- _The data_:
•••
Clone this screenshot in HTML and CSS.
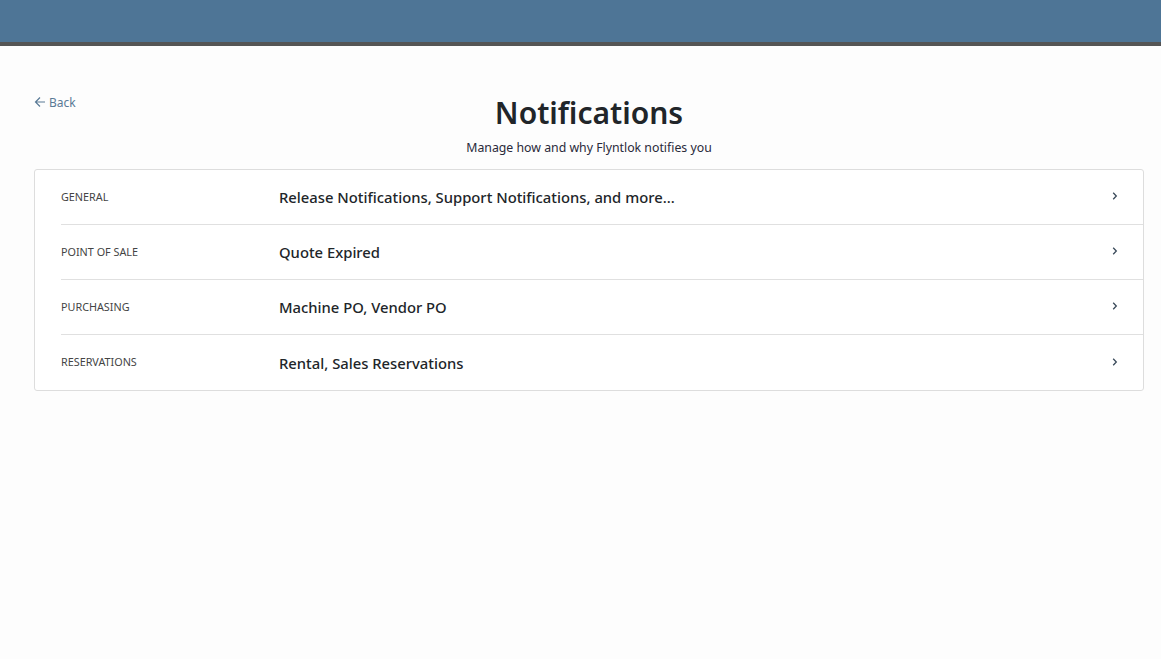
FILE: index.html
```html
<!DOCTYPE html>
<html lang="en">
<head>
  <meta charset="UTF-8" />
  <title>Notifications</title>
  <link rel="stylesheet" href="styles.css">
</head>
<body>
  <header class="topbar"></header>

  <main class="page">
    <a class="back-link" href="#">
      <svg width="12" height="12" viewBox="0 0 12 12"><path d="M11 6H1.5M6 1.5L1.5 6 6 10.5" fill="none" stroke="currentColor" stroke-width="1.2"/></svg>
      Back
    </a>

    <div class="page-head">
      <h1>Notifications</h1>
      <p>Manage how and why Flyntlok notifies you</p>
    </div>

    <!-- notification groups -->
    <div class="card">
      <a class="row" href="#">
        <span class="label">General</span>
        <span class="value">Release Notifications, Support Notifications, and more...</span>
        <svg class="chev" width="8" height="10" viewBox="0 0 8 10"><path d="M2.2 1.8L5.3 5 2.2 8.2" fill="none" stroke="currentColor" stroke-width="1.3"/></svg>
      </a>
      <a class="row" href="#">
        <span class="label">Point of Sale</span>
        <span class="value">Quote Expired</span>
        <svg class="chev" width="8" height="10" viewBox="0 0 8 10"><path d="M2.2 1.8L5.3 5 2.2 8.2" fill="none" stroke="currentColor" stroke-width="1.3"/></svg>
      </a>
      <a class="row" href="#">
        <span class="label">Purchasing</span>
        <span class="value">Machine PO, Vendor PO</span>
        <svg class="chev" width="8" height="10" viewBox="0 0 8 10"><path d="M2.2 1.8L5.3 5 2.2 8.2" fill="none" stroke="currentColor" stroke-width="1.3"/></svg>
      </a>
      <a class="row" href="#">
        <span class="label">Reservations</span>
        <span class="value">Rental, Sales Reservations</span>
        <svg class="chev" width="8" height="10" viewBox="0 0 8 10"><path d="M2.2 1.8L5.3 5 2.2 8.2" fill="none" stroke="currentColor" stroke-width="1.3"/></svg>
      </a>
    </div>
  </main>
</body>
</html>
```

FILE: styles.css
```css
body {
  margin: 0;
  background: #fdfdfd;
  color: #212529;
  font-family: 'Noto Sans', 'Open Sans', sans-serif;
}

.topbar {
  height: 42px;
  background: #4e7596;
  border-bottom: 4px solid #555555;
}

.page {
  padding: 48px 17px 0 34px;
}

.back-link {
  display: flex;
  align-items: center;
  gap: 3px;
  width: max-content;
  color: #5a7a96;
  font-size: 12px;
  text-decoration: none;
  height: 16px;
}

.page-head {
  text-align: center;
  margin-top: -23px;
  margin-bottom: 12px;
}

.page-head h1 {
  margin: 0;
  font-size: 30px;
  font-weight: 600;
  line-height: 52px;
  color: #212529;
}

.page-head p {
  margin: 0;
  font-size: 12.3px;
  line-height: 18px;
  color: #2a2a3a;
}

.card {
  border: 1px solid #dddddd;
  border-radius: 3px;
  background: #ffffff;
}

.row {
  display: flex;
  align-items: center;
  height: 54px;
  margin-left: 26px;
  padding-right: 24px;
  border-bottom: 1px solid #e0e0e0;
  color: inherit;
  text-decoration: none;
}

.row:last-child {
  height: 55px;
  border-bottom: none;
}

.label {
  width: 218px;
  font-size: 10.8px;
  text-transform: uppercase;
  color: #444444;
  margin-top: -2px;
}

.value {
  flex: 1;
  font-size: 14.8px;
  font-weight: 500;
  color: #212529;
}

.chev {
  color: #3a4a5a;
  margin-top: -2px;
}
```
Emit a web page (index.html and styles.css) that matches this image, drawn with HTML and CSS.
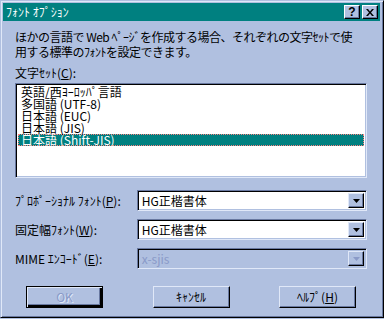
FILE: index.html
```html
<!DOCTYPE html>
<html lang="ja">
<head>
    <meta charset="UTF-8">
    <title>フォント オプション</title>
    <link rel="stylesheet" href="styles.css">
</head>
<body>
    <div class="window">
        <div class="titlebar">
            <span class="title">ﾌｫﾝﾄ ｵﾌﾟｼｮﾝ</span>
            <div class="title-buttons">
                <div class="tbtn help">?</div>
                <div class="tbtn">
                    <svg width="8" height="7" viewBox="0 0 8 7">
                        <path d="M0 0h2l2 2.5 2-2.5h2l-3 3.5 3 3.5h-2l-2-2.5-2 2.5h-2l3-3.5z" fill="#000"/>
                    </svg>
                </div>
            </div>
        </div>

        <div class="content">
            <p class="desc">ほかの言語で Web ﾍﾟｰｼﾞを作成する場合、それぞれの文字ｾｯﾄで使<br>用する標準のﾌｫﾝﾄを設定できます。</p>

            <div class="label">文字ｾｯﾄ(<u>C</u>):</div>
            <div class="listbox">
                <div class="item">英語/西ﾖｰﾛｯﾊﾟ言語</div>
                <div class="item">多国語 (UTF-8)</div>
                <div class="item">日本語 (EUC)</div>
                <div class="item">日本語 (JIS)</div>
                <div class="item selected">日本語 (Shift-JIS)</div>
            </div>

            <div class="rows">
                <div class="row">
                    <span class="row-label">ﾌﾟﾛﾎﾟｰｼｮﾅﾙ ﾌｫﾝﾄ(<u>P</u>):</span>
                    <div class="combo">
                        <span class="combo-value">HG正楷書体</span>
                        <div class="drop">
                            <svg width="7" height="4" viewBox="0 0 7 4"><path d="M0 0h7l-3.5 4z" fill="#000"/></svg>
                        </div>
                    </div>
                </div>
                <div class="row">
                    <span class="row-label">固定幅ﾌｫﾝﾄ(<u>W</u>):</span>
                    <div class="combo">
                        <span class="combo-value">HG正楷書体</span>
                        <div class="drop">
                            <svg width="7" height="4" viewBox="0 0 7 4"><path d="M0 0h7l-3.5 4z" fill="#000"/></svg>
                        </div>
                    </div>
                </div>
                <div class="row">
                    <span class="row-label">MIME ｴﾝｺｰﾄﾞ(<u>E</u>):</span>
                    <div class="combo disabled">
                        <span class="combo-value">x-sjis</span>
                        <div class="drop">
                            <svg width="7" height="4" viewBox="0 0 7 4"><path d="M0 0h7l-3.5 4z" fill="#8a9ac8"/></svg>
                        </div>
                    </div>
                </div>
            </div>

            <div class="buttons">
                <div class="btn default disabled">OK</div>
                <div class="btn">ｷｬﾝｾﾙ</div>
                <div class="btn">ﾍﾙﾌﾟ(<u>H</u>)</div>
            </div>
        </div>
    </div>
</body>
</html>
```

FILE: styles.css
```css
/* Dialog base */
* {
    margin: 0;
    padding: 0;
    box-sizing: border-box;
}

body {
    background: #b0c0e0;
    font-family: "Noto Sans CJK JP", "Liberation Sans", sans-serif;
    font-size: 12px;
    line-height: 14px;
    color: #000;
}

.window {
    width: 384px;
    height: 318px;
    background: #b0c0e0;
    border-style: solid;
    border-width: 1px;
    border-color: #b0c0e0 #000 #000 #b0c0e0;
    box-shadow: inset 1px 1px 0 #e0e8f8, inset -1px -1px 0 #6878a0;
    display: flex;
    flex-direction: column;
    padding: 2px 3px 2px 2px;
    overflow: hidden;
}

/* Title bar */
.titlebar {
    height: 18px;
    flex: none;
    background: #008080;
    color: #fff;
    display: flex;
    align-items: center;
    justify-content: space-between;
    padding: 0 2px 0 3px;
}

.title {
    line-height: 18px;
}

.title-buttons {
    display: flex;
    gap: 2px;
}

.tbtn {
    width: 16px;
    height: 14px;
    background: #b0c0e0;
    border: 1px solid;
    border-color: #fff #000 #000 #fff;
    box-shadow: inset -1px -1px 0 #6878a0;
    display: flex;
    align-items: center;
    justify-content: center;
    color: #000;
}

.tbtn.help {
    font-family: "Liberation Sans", sans-serif;
    font-weight: bold;
    font-size: 12px;
    line-height: 12px;
}

/* Content */
.content {
    flex: 1;
    padding: 0 13px 0 12px;
    display: flex;
    flex-direction: column;
}

.desc {
    margin-top: 8px;
    line-height: 15px;
    white-space: nowrap;
    letter-spacing: -0.5px;
}

.label {
    margin-top: 7px;
    line-height: 14px;
}

.listbox {
    margin-top: 3px;
    height: 95px;
    flex: none;
    background: #fff;
    border: 1px solid;
    border-color: #6878a0 #e0e8f8 #e0e8f8 #6878a0;
    box-shadow: inset 1px 1px 0 #000, inset -1px -1px 0 #b0c0e0;
    padding: 2px;
}

.item {
    height: 12px;
    line-height: 12px;
    padding-left: 3px;
    white-space: nowrap;
}

.item.selected {
    background: #008080;
    color: #fff;
    outline: 1px dotted #ff8080;
    outline-offset: -1px;
}

/* Combo rows */
.rows {
    margin-top: 12px;
    display: flex;
    flex-direction: column;
    gap: 8px;
}

.row {
    display: flex;
    align-items: center;
}

.row-label {
    width: 122px;
    white-space: nowrap;
}

.combo {
    width: 231px;
    height: 21px;
    background: #fff;
    border: 1px solid;
    border-color: #6878a0 #e0e8f8 #e0e8f8 #6878a0;
    box-shadow: inset 1px 1px 0 #000, inset -1px -1px 0 #b0c0e0;
    display: flex;
    align-items: center;
    justify-content: space-between;
    padding: 2px;
}

.combo-value {
    padding-left: 2px;
    line-height: 15px;
}

.combo.disabled {
    background: #b0c0e0;
}

.combo.disabled .combo-value {
    color: #8a9ac8;
}

.drop {
    width: 16px;
    height: 15px;
    background: #b0c0e0;
    border: 1px solid;
    border-color: #e0e8f8 #000 #000 #e0e8f8;
    box-shadow: inset -1px -1px 0 #6878a0;
    display: flex;
    align-items: center;
    justify-content: center;
}

/* Bottom buttons */
.buttons {
    margin-top: 17px;
    padding: 0 11px;
    display: flex;
    justify-content: space-between;
}

.btn {
    width: 77px;
    height: 22px;
    background: #b0c0e0;
    border: 1px solid;
    border-color: #e0e8f8 #000 #000 #e0e8f8;
    box-shadow: inset -1px -1px 0 #6878a0;
    display: flex;
    align-items: center;
    justify-content: center;
    line-height: 14px;
}

.btn.default {
    border: 1px solid #000;
    box-shadow: inset 1px 1px 0 #e0e8f8, inset -2px -2px 0 #000, inset -3px -3px 0 #6878a0;
}

.btn.disabled {
    color: #8a9ac8;
    text-shadow: 1px 1px 0 #e0e8f8;
}
```
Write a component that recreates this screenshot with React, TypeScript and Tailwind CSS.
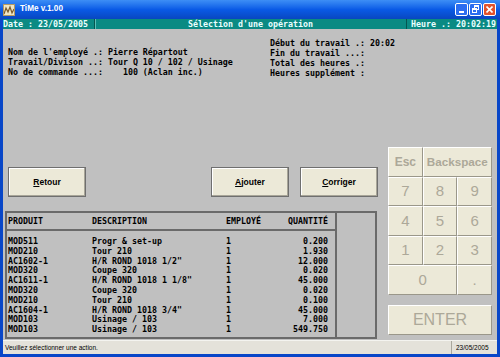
•••
- _Aim of the exercise_: How many of these lines contain "styles"? Write only the number.

- _Written response_: 5